Pois bem, a Sorry Shop não escapa muito disso. Então, a brincadeira da cabra-cega facilmente fará o amante do shoegaze se enganar sobre a autoria da obra e sua procedência. A diferença é que “Softspoken” tem algum ingrediente secreto, uma fórmula como a da Coca-Cola que faz com que ela seja diferente da Pepsi, mesmo sendo o mesmo refrigerante.

Se o ouvinte insistir na audição – como fiz aqui – repetidas vezes, não vai achar a resposta. Talvez nem Régis Garcia, o perfeccionista criador da obra, junto com Marcos Alaniz (vocal e teclas), Mônica Reguffe (baixo e vocal), Kelvin Tomaz (guitarra e vocal) e Eduardo Custódio (bateria).
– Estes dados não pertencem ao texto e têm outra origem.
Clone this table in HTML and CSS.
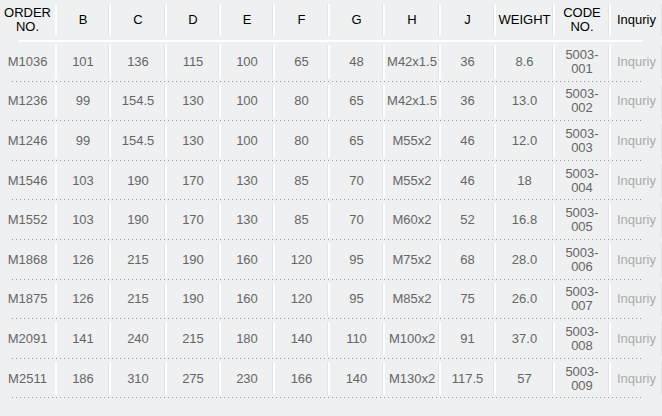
FILE: index.html
```html
<!DOCTYPE html>
<html>
<head>
<meta charset="utf-8">
<link rel="stylesheet" href="styles.css">
</head>
<body>
<div class="table">
  <div class="row head">
    <div class="cell">ORDER<br>NO.</div>
    <div class="cell">B</div>
    <div class="cell">C</div>
    <div class="cell">D</div>
    <div class="cell">E</div>
    <div class="cell">F</div>
    <div class="cell">G</div>
    <div class="cell">H</div>
    <div class="cell">J</div>
    <div class="cell">WEIGHT</div>
    <div class="cell">CODE<br>NO.</div>
    <div class="cell">Inquriy</div>
  </div>
  <div class="row"><div class="cell">M1036</div><div class="cell">101</div><div class="cell">136</div><div class="cell">115</div><div class="cell">100</div><div class="cell">65</div><div class="cell">48</div><div class="cell">M42x1.5</div><div class="cell">36</div><div class="cell">8.6</div><div class="cell">5003-<br>001</div><div class="cell inq">Inquriy</div></div>
  <div class="row"><div class="cell">M1236</div><div class="cell">99</div><div class="cell">154.5</div><div class="cell">130</div><div class="cell">100</div><div class="cell">80</div><div class="cell">65</div><div class="cell">M42x1.5</div><div class="cell">36</div><div class="cell">13.0</div><div class="cell">5003-<br>002</div><div class="cell inq">Inquriy</div></div>
  <div class="row"><div class="cell">M1246</div><div class="cell">99</div><div class="cell">154.5</div><div class="cell">130</div><div class="cell">100</div><div class="cell">80</div><div class="cell">65</div><div class="cell">M55x2</div><div class="cell">46</div><div class="cell">12.0</div><div class="cell">5003-<br>003</div><div class="cell inq">Inquriy</div></div>
  <div class="row"><div class="cell">M1546</div><div class="cell">103</div><div class="cell">190</div><div class="cell">170</div><div class="cell">130</div><div class="cell">85</div><div class="cell">70</div><div class="cell">M55x2</div><div class="cell">46</div><div class="cell">18</div><div class="cell">5003-<br>004</div><div class="cell inq">Inquriy</div></div>
  <div class="row"><div class="cell">M1552</div><div class="cell">103</div><div class="cell">190</div><div class="cell">170</div><div class="cell">130</div><div class="cell">85</div><div class="cell">70</div><div class="cell">M60x2</div><div class="cell">52</div><div class="cell">16.8</div><div class="cell">5003-<br>005</div><div class="cell inq">Inquriy</div></div>
  <div class="row"><div class="cell">M1868</div><div class="cell">126</div><div class="cell">215</div><div class="cell">190</div><div class="cell">160</div><div class="cell">120</div><div class="cell">95</div><div class="cell">M75x2</div><div class="cell">68</div><div class="cell">28.0</div><div class="cell">5003-<br>006</div><div class="cell inq">Inquriy</div></div>
  <div class="row"><div class="cell">M1875</div><div class="cell">126</div><div class="cell">215</div><div class="cell">190</div><div class="cell">160</div><div class="cell">120</div><div class="cell">95</div><div class="cell">M85x2</div><div class="cell">75</div><div class="cell">26.0</div><div class="cell">5003-<br>007</div><div class="cell inq">Inquriy</div></div>
  <div class="row"><div class="cell">M2091</div><div class="cell">141</div><div class="cell">240</div><div class="cell">215</div><div class="cell">180</div><div class="cell">140</div><div class="cell">110</div><div class="cell">M100x2</div><div class="cell">91</div><div class="cell">37.0</div><div class="cell">5003-<br>008</div><div class="cell inq">Inquriy</div></div>
  <div class="row"><div class="cell">M2511</div><div class="cell">186</div><div class="cell">310</div><div class="cell">275</div><div class="cell">230</div><div class="cell">166</div><div class="cell">140</div><div class="cell">M130x2</div><div class="cell">117.5</div><div class="cell">57</div><div class="cell">5003-<br>009</div><div class="cell inq">Inquriy</div></div>
</div>
</body>
</html>
```
FILE: styles.css
```css
html, body {
  margin: 0;
  padding: 0;
  background: #eef0f1;
}
body {
  font-family: "Liberation Sans", Arial, sans-serif;
  font-size: 13px;
  color: #666;
  width: 662px;
  height: 416px;
  overflow: hidden;
}
.table {
  display: flex;
  flex-direction: column;
}
.row {
  position: relative;
  display: grid;
  grid-template-columns: 55px 54px 56px 54px 54px 55px 55px 56px 55px 59px 56px 1fr;
  height: 39.6px;
  box-sizing: border-box;
}
.row::after {
  content: "";
  position: absolute;
  left: 12px;
  right: 19px;
  bottom: 0;
  height: 1px;
  background-image: linear-gradient(to right, #9a9a9a 1px, transparent 1px);
  background-size: 4px 1px;
}
.row.head {
  height: 42px;
  color: #000;
  padding-bottom: 2px;
}
.row.head::after {
  left: 19px;
  height: 2px;
  background: #fff;
}
.cell {
  display: flex;
  align-items: center;
  justify-content: center;
  text-align: center;
  line-height: 14px;
  margin: 3px 0 3px 0;
}
.head .cell {
  margin: 4px 0 4px 0;
  line-height: 14.5px;
}
.cell + .cell {
  border-left: 2px solid #fff;
  box-shadow: -1px 0 0 #e2e5e7 inset;
}
.cell.inq {
  color: #aaa;
}
```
A banda precisamente devia acreditar estar fazendo algo genérico – e, repito, bom e agradável – como nos dois discos anteriores.

Mas, daí, basta atravessar as três primeiras, “Daydream Dancing”, “Instant Karma Suicide” e a excepcional “Pearls” pra compreender que alguma coisa melhorou e distingue “Softspoken” das demais milhares de obras que os shoegazers do mundo inteiro desovam ano após ano.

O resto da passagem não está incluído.